Now he's turning his back on paperbacks in favour of their digital successors.

“From now on, I'm going to carry my library with me wherever I go,” the 44-year-old salesman from Princeton said, vowing to use his insurance money to replace his library with e-books that can be read on the Amazon.com Inc. device.

“No more bookshelves … and God forbid my Kindle gets destroyed, I can still back up all that information off Amazon. Anyone who says anything bad about the Kindle has never used a Kindle.”

Amazon's first Kindle e-book reading device – launched in November, 2007 – was hailed as a watershed moment for the digital book market. But many observers remain unconvinced that book lovers will be willing to ditch paper pages for digital ones the way music fans abandoned CDs for MP3s.

On Monday the world's largest Internet retailer unveiled its upgraded Kindle 2, hoping to expand its ownership base, which is believed to number more than 500,000 users (Amazon has refused to publicly divulge the number of Kindles it has sold).

Still, questions remain as to whether the Kindle is the spark that will finally ignite the e-book industry, or merely an ember that will burn brightly for a moment and fade away.

Sales of digital books are rising, but slowly. E-books represent only about 1 per cent of sales for most publishers, many of which are scrambling to find new distribution models and pricing schemes that will attract readers.

The Kindle – which is not available in Canada – appeals to those consumers who are avid readers and also early adopters of technology, a potential market of only about five million Americans, according to Forrester Research technology analyst James McQuivey. Consumers not ready to invest $359 (U.S.) in a Kindle will likely be content to consume the few e-books they read through a smart phone, he said.

“The question is, once you get past those five million avid readers, are the next 15 million going to be comfortable with the iPhone?” he said. “Chances are they will.”

At the same time, manufacturers of stand-alone reading devices, such as the Kindle and Sony Corp.'s Reader, face increasing competition from services designed for smart phones equipped with large, bright screens, such as Apple Inc.'s iPhone, Research In Motion Ltd.'s BlackBerry Storm and Google Inc.'s G1.

Last month, Indigo Books & Music Inc. unveiled plans for a new service known as Shortcovers, which – when it is launched at the end of February – will enable users to buy and download e-books directly to a smart phone over a wireless Internet connection.

“We think we're at a tipping point in the market,” said Michael Serbinis, chief information officer for Indigo and the executive vice-president of the company's Shortcovers initiative.

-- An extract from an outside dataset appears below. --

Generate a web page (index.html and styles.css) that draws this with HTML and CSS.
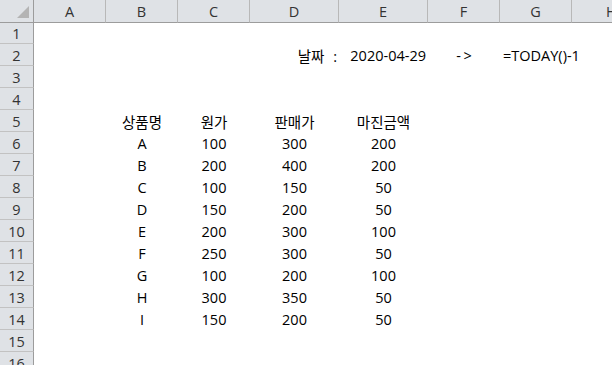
FILE: index.html
```html
<!DOCTYPE html>
<html lang="ko">
<head>
<meta charset="utf-8">
<title>Sheet</title>
<link rel="stylesheet" href="styles.css">
</head>
<body>
<div class="sheet">
  <div class="row head-row">
    <div class="corner"><div class="tri"></div></div>
    <div class="ch">A</div><div class="ch">B</div><div class="ch">C</div><div class="ch">D</div>
    <div class="ch">E</div><div class="ch">F</div><div class="ch">G</div><div class="ch">H</div>
  </div>
  <div class="row first">
    <div class="rh">1</div><div></div><div></div><div></div><div></div><div></div><div></div><div></div><div></div>
  </div>
  <div class="row">
    <div class="rh">2</div><div></div><div></div><div></div>
    <div class="c r label">날짜 :</div><div class="c r">2020-04-29</div><div class="c m arrow">- &gt;</div><div class="c l over">=TODAY()-1</div><div></div>
  </div>
  <div class="row"><div class="rh">3</div><div></div><div></div><div></div><div></div><div></div><div></div><div></div><div></div></div>
  <div class="row"><div class="rh">4</div><div></div><div></div><div></div><div></div><div></div><div></div><div></div><div></div></div>
  <div class="row">
    <div class="rh">5</div><div></div>
    <div class="c m">상품명</div><div class="c m">원가</div><div class="c m">판매가</div><div class="c m">마진금액</div>
    <div></div><div></div><div></div>
  </div>
  <div class="row"><div class="rh">6</div><div></div><div class="c m">A</div><div class="c m">100</div><div class="c m">300</div><div class="c m">200</div><div></div><div></div><div></div></div>
  <div class="row"><div class="rh">7</div><div></div><div class="c m">B</div><div class="c m">200</div><div class="c m">400</div><div class="c m">200</div><div></div><div></div><div></div></div>
  <div class="row"><div class="rh">8</div><div></div><div class="c m">C</div><div class="c m">100</div><div class="c m">150</div><div class="c m">50</div><div></div><div></div><div></div></div>
  <div class="row"><div class="rh">9</div><div></div><div class="c m">D</div><div class="c m">150</div><div class="c m">200</div><div class="c m">50</div><div></div><div></div><div></div></div>
  <div class="row"><div class="rh">10</div><div></div><div class="c m">E</div><div class="c m">200</div><div class="c m">300</div><div class="c m">100</div><div></div><div></div><div></div></div>
  <div class="row"><div class="rh">11</div><div></div><div class="c m">F</div><div class="c m">250</div><div class="c m">300</div><div class="c m">50</div><div></div><div></div><div></div></div>
  <div class="row"><div class="rh">12</div><div></div><div class="c m">G</div><div class="c m">100</div><div class="c m">200</div><div class="c m">100</div><div></div><div></div><div></div></div>
  <div class="row"><div class="rh">13</div><div></div><div class="c m">H</div><div class="c m">300</div><div class="c m">350</div><div class="c m">50</div><div></div><div></div><div></div></div>
  <div class="row"><div class="rh">14</div><div></div><div class="c m">I</div><div class="c m">150</div><div class="c m">200</div><div class="c m">50</div><div></div><div></div><div></div></div>
  <div class="row"><div class="rh">15</div><div></div><div></div><div></div><div></div><div></div><div></div><div></div><div></div></div>
  <div class="row"><div class="rh">16</div><div></div><div></div><div></div><div></div><div></div><div></div><div></div><div></div></div>
</div>
</body>
</html>
```
FILE: styles.css
```css
html, body {
  margin: 0;
  padding: 0;
  background: #ffffff;
  overflow: hidden;
}

.sheet {
  width: 612px;
  height: 365px;
  overflow: hidden;
  font-family: "Open Sans", "Noto Sans CJK KR", sans-serif;
  color: #000;
}

.row {
  display: grid;
  grid-template-columns: 34px 72px 72px 72px 89px 89px 72px 72px 1fr;
  height: 22px;
}

.row.head-row {
  height: 23px;
}

.row.first {
  height: 21px;
}

.corner {
  box-sizing: border-box;
  background: #dfe2e6;
  border-right: 1px solid #9c9c9c;
  border-bottom: 1px solid #9c9c9c;
  display: flex;
  justify-content: flex-end;
  align-items: flex-end;
  padding: 0 4px 4px 0;
}

.tri {
  width: 12px;
  height: 12px;
  background: #b4b4b4;
  clip-path: polygon(100% 0, 100% 100%, 0 100%);
}

.ch {
  box-sizing: border-box;
  background: #dfe2e6;
  border-right: 1px solid #b8b8b8;
  border-bottom: 1px solid #9c9c9c;
  display: flex;
  align-items: center;
  justify-content: center;
  font-size: 14.5px;
  color: #333;
  padding-top: 1px;
}

.ch:last-child {
  border-right: none;
  justify-content: flex-start;
  padding-left: 34px;
}

.rh {
  box-sizing: border-box;
  background: #dfe2e6;
  border-right: 1px solid #9c9c9c;
  border-bottom: 1px solid #c2c2c2;
  display: flex;
  align-items: center;
  justify-content: center;
  font-size: 14.5px;
  color: #333;
  padding-top: 1px;
}

.c {
  display: flex;
  align-items: center;
  font-size: 14.5px;
  white-space: pre;
  padding-top: 1px;
  box-sizing: border-box;
}

.c.m { justify-content: center; }
.c.r { justify-content: flex-end; padding-right: 2px; }
.c.l { justify-content: flex-start; padding-left: 3px; }
.c.over { overflow: visible; }
.c.label { word-spacing: 5px; }
.c.arrow { word-spacing: -1px; }
```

The company believes users will be interested in the service because it allows them to purchase individual chapters from books – if, for instance, one wanted to download the Venice chapter from a travel book about Italy or sample the first chapter of a bestseller before buying the entire book.

“People are just reading differently,” Mr. Serbinis said “They're reading on screens, they expect to be able to sample … and they expect to be able to do it on the devices they have. We think this will be a billion-dollar industry.”

Google believes readers will be interested in free books, too. Last week, the search engine giant announced it was making more than 1.5 million books already in the public domain available for free to smart-phone users around the world through a mobile version of its Google Book Search website.

Amazon, not willing to discount mobile phones as a medium, announced over the weekend that it was preparing to make Kindle-ready digital books also available on cellphones.

Wholesale revenue from digital book sales in the United States has shot up 183 per cent over the past two years, from $4.9-million (U.S.) in the third quarter of 2006 to $13.9-million in the third quarter of 2008, according to data from the International Digital Publishing Forum. Analysts, however, suggest the retail market for e-books could be worth as much as $100-million.

“It's a very small industry but it's growing by huge percentages,” said Malle Vallik, Harlequin Enterprises Ltd.'s director for digital content and interactivity.

The Toronto-based publisher of romance novels digitizes all 120 of the works it produces every month. The company also publishes digital-only short stories that retail for $2.99, including steamy historical tales and a line of erotic stories known as Spice Briefs.

Although devices such as the Kindle have kicked new life into e-book sales, Ms. Vallik said Harlequin hasn't decided to back one particular device or platform. It even struck a deal in January to distribute 16 books free though Lexcycle Inc.'s popular Stanza e-book reader application for the iPhone.

“We're incredibly platform-agnostic,” she said. “Our basic theory is that wherever women are, we are. Whatever exists out there as a reading forum, we want to be there, and we're going to let the reader decide the winner.”